SEMARAPURA – Memasuki musim hujan, petani garam di Desa Kusamba tidak bisa memproduksi garam.
Akibatnya, para petani garam yang tidak memiliki profesi sampingan terpaksa berhutang untuk memenuhi kebutuhan hidup sehari-hari selama tidak bisa memproduksi garam.
Salah seorang petani garam Desa Kusamba, Ketut Kaping, 56 saat ditemui di wilayah Pantai Karang Dadi, menuturkan, sudah sejak tiga hari yang lalu dirinya tidak bisa memproduksi garam akibat lahan pertanian garamnya diguyur hujan.
Akibatnya, dia mengaku tidak memiliki stok garam siap jual sama sekali.

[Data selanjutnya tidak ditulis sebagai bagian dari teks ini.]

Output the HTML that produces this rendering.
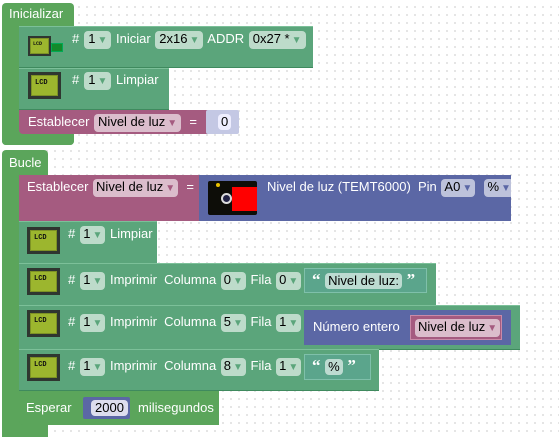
<!DOCTYPE html>
<html><head><meta charset="utf-8"><style>
body{margin:0;width:559px;height:438px;overflow:hidden;background:#fff;
background-image:radial-gradient(circle,#e0e0e0 0.8px,transparent 1.2px);background-size:8px 8px;background-position:3px 3px;
font-family:"Liberation Sans",sans-serif;font-size:13px;color:#fff;position:relative}
.b{position:absolute}
.g{background:#5ba55b}
.l{background:#5ba57b;border-top:1px solid #7cc099;border-bottom:1px solid #3f8a5e;box-sizing:border-box}
.p{background:#a55b80}
.v{background:#5b67a5}
.t{background:#5ba58c;border:1px solid #7fc0aa;box-sizing:border-box}
.tx{position:absolute;white-space:nowrap;line-height:16px}
.f{display:inline-block;background:rgba(255,255,255,.6);color:#000;border-radius:4px;padding:0 3px;line-height:16px;margin:0 1px}
.w .f{padding:0 4px}
.f i{font-style:normal;color:#5ba57b;font-size:10px;margin-left:2px}
.pf i{color:#a55b80}
.vf i{color:#5b67a5}
.q{font-family:"Liberation Serif",serif;font-size:17px;font-weight:bold}
.lcd{position:absolute;width:33px;height:27px;background:#2f3630;box-sizing:border-box;padding:3px}
.lcd div{width:100%;height:100%;background:#9cb62e;border:1px solid #7d9225;box-sizing:border-box;color:#111;font-family:"Liberation Mono",monospace;font-size:7px;font-weight:bold;padding:3px 0 0 3px}
</style></head><body>
<!-- Inicializar -->
<div class="b g" style="left:2px;top:3px;width:72px;height:142px;border-radius:4px"></div>
<div class="tx" style="left:9px;top:6px">Inicializar</div>
<div class="b l" style="left:19px;top:26px;width:294px;height:42px"></div>
<div class="lcd" style="left:28px;top:36px;width:23px;height:20px;padding:2px"><div style="font-size:5px;padding:2px 0 0 2px">LCD</div></div>
<div class="b" style="left:51px;top:43px;width:10px;height:7px;background:#138a2a;border:1px solid #0a5;font-size:3px"></div>
<div class="tx w" style="left:72px;top:31px">#<span class="f" style="margin-left:5px">1<i>▼</i></span> Iniciar <span class="f">2x16<i>▼</i></span> ADDR <span class="f">0x27 *<i>▼</i></span></div>
<div class="b l" style="left:19px;top:68px;width:150px;height:42px"></div>
<div class="lcd" style="left:28px;top:72px"><div>LCD</div></div>
<div class="tx w" style="left:72px;top:72px">#<span class="f" style="margin-left:5px">1<i>▼</i></span> Limpiar</div>
<div class="b p" style="left:19px;top:110px;width:193px;height:24px;border-bottom-left-radius:4px"></div>
<div class="b" style="left:206px;top:110px;width:33px;height:24px;background:#c4c8e4;border-radius:2px"></div>
<div class="tx w" style="left:28px;top:114px">Establecer <span class="f pf">Nivel de luz<i>▼</i></span> &nbsp;= </div>
<div class="tx f" style="left:217px;top:114px;background:#eef">0</div>
<div class="b g" style="left:2px;top:134px;width:72px;height:11px;border-radius:0 0 4px 4px"></div>

<!-- Bucle -->
<div class="b g" style="left:2px;top:150px;width:46px;height:287px;border-radius:4px 4px 0 0"></div>
<div class="tx" style="left:9px;top:155px">Bucle</div>
<div class="b p" style="left:19px;top:175px;width:181px;height:46px"></div>
<div class="tx" style="left:27px;top:179px">Establecer <span class="f pf">Nivel de luz<i>▼</i></span> &nbsp;=</div>
<div class="b v" style="left:199px;top:175px;width:312px;height:46px"></div>
<div class="b" style="left:208px;top:181px;width:49px;height:34px;background:#0d0d08;border-radius:2px"></div>
<div class="b" style="left:232px;top:187px;width:25px;height:24px;background:#f00"></div>
<div class="b" style="left:221px;top:193px;width:7px;height:7px;border-radius:50%;border:2px solid #ddd;background:#224"></div>
<div class="b" style="left:216px;top:183px;width:4px;height:4px;border-radius:50%;background:#e8c000"></div>
<div class="tx" style="left:267px;top:179px">Nivel de luz (TEMT6000) &nbsp;Pin <span class="f vf">A0<i>▼</i></span> &nbsp;<span class="f vf">%<i>▼</i></span></div>

<div class="b l" style="left:19px;top:221px;width:138px;height:43px"></div>
<div class="lcd" style="left:27px;top:227px"><div>LCD</div></div>
<div class="tx" style="left:68px;top:226px">#<span class="f" style="margin-left:5px">1<i>▼</i></span> Limpiar</div>

<div class="b l" style="left:19px;top:263px;width:417px;height:43px"></div>
<div class="lcd" style="left:27px;top:268px"><div>LCD</div></div>
<div class="tx" style="left:68px;top:272px">#<span class="f" style="margin-left:5px">1<i>▼</i></span> Imprimir &nbsp;Columna <span class="f">0<i>▼</i></span> Fila <span class="f">0<i>▼</i></span></div>
<div class="b t" style="left:304px;top:268px;width:123px;height:25px"></div>
<div class="tx" style="left:312px;top:272px"><span class="q">“</span> <span class="f">Nivel de luz:</span> <span class="q">”</span></div>

<div class="b l" style="left:19px;top:305px;width:501px;height:45px"></div>
<div class="lcd" style="left:27px;top:310px"><div>LCD</div></div>
<div class="tx" style="left:68px;top:314px">#<span class="f" style="margin-left:5px">1<i>▼</i></span> Imprimir &nbsp;Columna <span class="f">5<i>▼</i></span> Fila <span class="f">1<i>▼</i></span></div>
<div class="b v" style="left:304px;top:310px;width:207px;height:35px"></div>
<div class="tx" style="left:313px;top:319px">Número entero</div>
<div class="b p" style="left:410px;top:315px;width:92px;height:25px;border:1px solid #c98aa8;box-sizing:border-box"></div>
<div class="tx" style="left:414px;top:319px"><span class="f pf">Nivel de luz<i>▼</i></span></div>

<div class="b l" style="left:19px;top:349px;width:360px;height:42px"></div>
<div class="lcd" style="left:27px;top:354px"><div>LCD</div></div>
<div class="tx" style="left:68px;top:358px">#<span class="f" style="margin-left:5px">1<i>▼</i></span> Imprimir &nbsp;Columna <span class="f">8<i>▼</i></span> Fila <span class="f">1<i>▼</i></span></div>
<div class="b t" style="left:304px;top:354px;width:67px;height:26px"></div>
<div class="tx" style="left:312px;top:358px"><span class="q">“</span> <span class="f">%</span> <span class="q">”</span></div>

<div class="b g" style="left:19px;top:391px;width:200px;height:34px;border-bottom-left-radius:4px"></div>
<div class="b" style="left:83px;top:397px;width:47px;height:22px;background:#5b67a5;border-radius:2px"></div>
<div class="tx" style="left:26px;top:400px">Esperar</div>
<div class="tx f" style="left:90px;top:400px;background:#dde;padding:0 4px">2000</div>
<div class="tx" style="left:138px;top:400px">milisegundos</div>
</body></html>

Saat ini dia hanya memiliki garam setengah jadi yang masih membutuhkan terik matahari hingga beberapa hari ke depan agar bisa dijual.

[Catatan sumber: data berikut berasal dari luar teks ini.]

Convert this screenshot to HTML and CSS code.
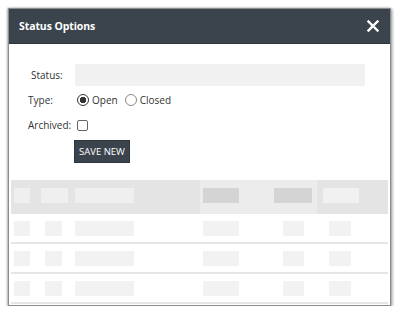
FILE: index.html
```html
<!DOCTYPE html>
<html lang="en">
<head>
  <meta charset="UTF-8" />
  <title>Status Options</title>
  <link rel="stylesheet" href="styles.css">
</head>
<body>

  <div class="dialog">
    <div class="dialog-header">
      <span class="dialog-title">Status Options</span>
      <svg class="close" width="12" height="12" viewBox="0 0 12 12">
        <path d="M1.5 1.5 L10.5 10.5 M10.5 1.5 L1.5 10.5" stroke="white" stroke-width="2.4" stroke-linecap="square" />
      </svg>
    </div>

    <div class="form">
      <div class="form-row">
        <label class="label status-label">Status:</label>
        <input class="text-input" type="text" />
      </div>
      <div class="form-row">
        <label class="label">Type:</label>
        <label class="option"><input type="radio" name="type" checked /> Open</label>
        <label class="option"><input type="radio" name="type" /> Closed</label>
      </div>
      <div class="form-row">
        <label class="label">Archived:</label>
        <input type="checkbox" />
      </div>
      <div class="form-row">
        <span class="label"></span>
        <button class="btn">SAVE NEW</button>
      </div>
    </div>

    <div class="grid">
      <div class="grid-row grid-head">
        <div class="cell c1"><span class="ph ph-light w16"></span></div>
        <div class="cell c2"><span class="ph ph-light w27"></span></div>
        <div class="cell c3"><span class="ph ph-light w59"></span></div>
        <div class="cell c4 sorted"><span class="ph ph-dark w36"></span></div>
        <div class="cell c5 sorted"><span class="ph ph-dark w38"></span></div>
        <div class="cell c6"><span class="ph ph-lighter w36"></span></div>
      </div>
      <div class="grid-row">
        <div class="cell c1"><span class="ph w16"></span></div>
        <div class="cell c2"><span class="ph w17 r2"></span></div>
        <div class="cell c3"><span class="ph w59"></span></div>
        <div class="cell c4"><span class="ph w36"></span></div>
        <div class="cell c5"><span class="ph w21 r5"></span></div>
        <div class="cell c6"><span class="ph w22 r6"></span></div>
      </div>
      <div class="grid-row">
        <div class="cell c1"><span class="ph w16"></span></div>
        <div class="cell c2"><span class="ph w17 r2"></span></div>
        <div class="cell c3"><span class="ph w59"></span></div>
        <div class="cell c4"><span class="ph w36"></span></div>
        <div class="cell c5"><span class="ph w21 r5"></span></div>
        <div class="cell c6"><span class="ph w22 r6"></span></div>
      </div>
      <div class="grid-row">
        <div class="cell c1"><span class="ph w16"></span></div>
        <div class="cell c2"><span class="ph w17 r2"></span></div>
        <div class="cell c3"><span class="ph w59"></span></div>
        <div class="cell c4"><span class="ph w36"></span></div>
        <div class="cell c5"><span class="ph w21 r5"></span></div>
        <div class="cell c6"><span class="ph w22 r6"></span></div>
      </div>
    </div>
  </div>

</body>
</html>
```

FILE: styles.css
```css
body {
  margin: 0;
  background: white;
  font-family: "Open Sans", "Noto Sans", sans-serif;
  color: #333;
}

.dialog {
  margin: 8px 0 0 8px;
  width: 381px;
  height: 296px;
  border: 1px solid #8c8c8c;
  box-shadow: 1px 1px 3px rgba(0,0,0,0.45), -1px 0 2px rgba(0,0,0,0.25);
  background: white;
  display: flex;
  flex-direction: column;
}

.dialog-header {
  background: #3b444d;
  height: 34px;
  display: flex;
  align-items: center;
  justify-content: space-between;
  padding: 0 11px 0 10px;
  border-bottom: 1px solid #2e353c;
}

.dialog-title {
  color: white;
  font-size: 10.5px;
  font-weight: bold;
  letter-spacing: -0.1px;
}

.form {
  padding: 20px 0 0 19px;
  display: flex;
  flex-direction: column;
}

.form-row {
  display: flex;
  align-items: center;
  font-size: 10px;
  min-height: 22px;
  margin-bottom: 3px;
}

.label {
  width: 47px;
  flex-shrink: 0;
}

.status-label {
  padding-left: 3px;
  width: 44px;
}

.text-input {
  width: 290px;
  height: 22px;
  box-sizing: border-box;
  border: none;
  background: #f1f1f1;
  margin: 0;
}

.option {
  display: flex;
  align-items: center;
  margin-right: 5px;
}

input[type="radio"] {
  appearance: none;
  width: 12px;
  height: 12px;
  margin: 0 3px 0 2px;
  border: 1px solid #555;
  border-radius: 50%;
  box-sizing: border-box;
  background: white;
}

input[type="radio"]:checked {
  border-color: #333;
  background: radial-gradient(circle, #333 0 3px, white 3.5px);
}

input[type="radio"]:not(:checked) {
  border-color: #888;
}

input[type="checkbox"] {
  appearance: none;
  width: 11px;
  height: 11px;
  margin: 0 0 0 2px;
  border: 1px solid #666;
  border-radius: 2px;
  box-sizing: border-box;
}

.btn {
  background: #3b444d;
  color: white;
  border: 1px solid #2e353c;
  font-family: "Open Sans", "Noto Sans", sans-serif;
  font-size: 9.5px;
  height: 23px;
  padding: 0 4px;
  margin: 1px 0 0 -1px;
}

.grid {
  margin: 14px 2px 0 2px;
}

.grid-row {
  display: flex;
  height: 28px;
  align-items: center;
  border-bottom: 2px solid #e6e6e6;
}

.grid-head {
  height: 34px;
  background: #e4e4e4;
  border-bottom: none;
}

.cell {
  height: 100%;
  display: flex;
  align-items: center;
}

.c1 { width: 26px; padding-left: 3px; box-sizing: border-box; }
.c2 { width: 35px; padding-left: 4px; box-sizing: border-box; }
.c3 { width: 128px; padding-left: 3px; box-sizing: border-box; }
.c4 { width: 60px; padding-left: 3px; box-sizing: border-box; }
.c5 { width: 57px; padding-left: 14px; box-sizing: border-box; }
.c6 { flex: 1; padding-left: 6px; box-sizing: border-box; }

.sorted {
  background: #ececec;
}

.grid-head .cell {
  align-items: flex-start;
  padding-top: 8px;
}

.ph {
  display: block;
  height: 15px;
  background: #f2f2f2;
}

.ph-light { background: #efefef; }
.ph-dark { background: #d4d4d4; }
.ph-lighter { background: #f1f1f1; }

.w16 { width: 16px; }
.w17 { width: 17px; }
.w21 { width: 21px; }
.w22 { width: 22px; }
.w27 { width: 27px; }
.w36 { width: 36px; }
.w38 { width: 38px; }
.w59 { width: 59px; }

.r2 { margin-left: 4px; }
.r5 { margin-left: 9px; }
.r6 { margin-left: 6px; }
```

“Tetapi kalau ada pelanggan yang ingin membeli garam, saya carikan ke petani garam lainnya yang masih punya stok garam. Dari pada pelanggannya rugi ke tempat saya tidak dapat garam,” tuturnya.
Menurut Kaping, dia tidak memiliki profesi lain selain menjadi petani garam. Atas situasi ini, dia terpaksa berhutang untuk memenuhi kebutuhan hidup sehari-hari.

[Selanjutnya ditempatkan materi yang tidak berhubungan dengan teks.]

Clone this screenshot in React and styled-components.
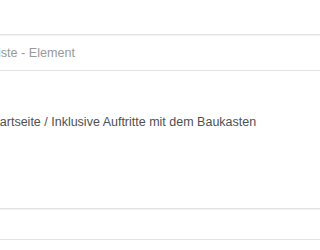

Dengan kondisi ekonomi yang demikian membuat dia tidak mau menyerah dengan keadaan. Ketika pagi hari dilihatnya cuaca cukup cerah,
dia akan menyiram lahan pertaniannya itu dengan air laut dengan harapan cuaca terus cerah hingga sore hari sehingga dia bisa memproduksi garam.
“Tapi kenyataannya, pagi disiram, siangnya sudah turun hujan. Begitu berturut-turut sejak dua hari lalu.
Tetapi tetap setiap pagi saya siram dengan harapan hujan tidak turun sehingga saya bisa memproduksi garam. Daripada saya berdiam diri,” terangnya.
Lebih lanjut dia mengenang, saat musim kemarau beberapa minggu lalu, para petani di Pantau Kusamba rata-rata bisa memproduksi garam sekitar 200 kilogram per bulan.
Oleh karena itu pihaknya berharap hujan tidak terus menerus turun sehingga dia bisa memproduksi garam untuk bisa memenuhi kebutuhan hidup sehari-hari keluarganya.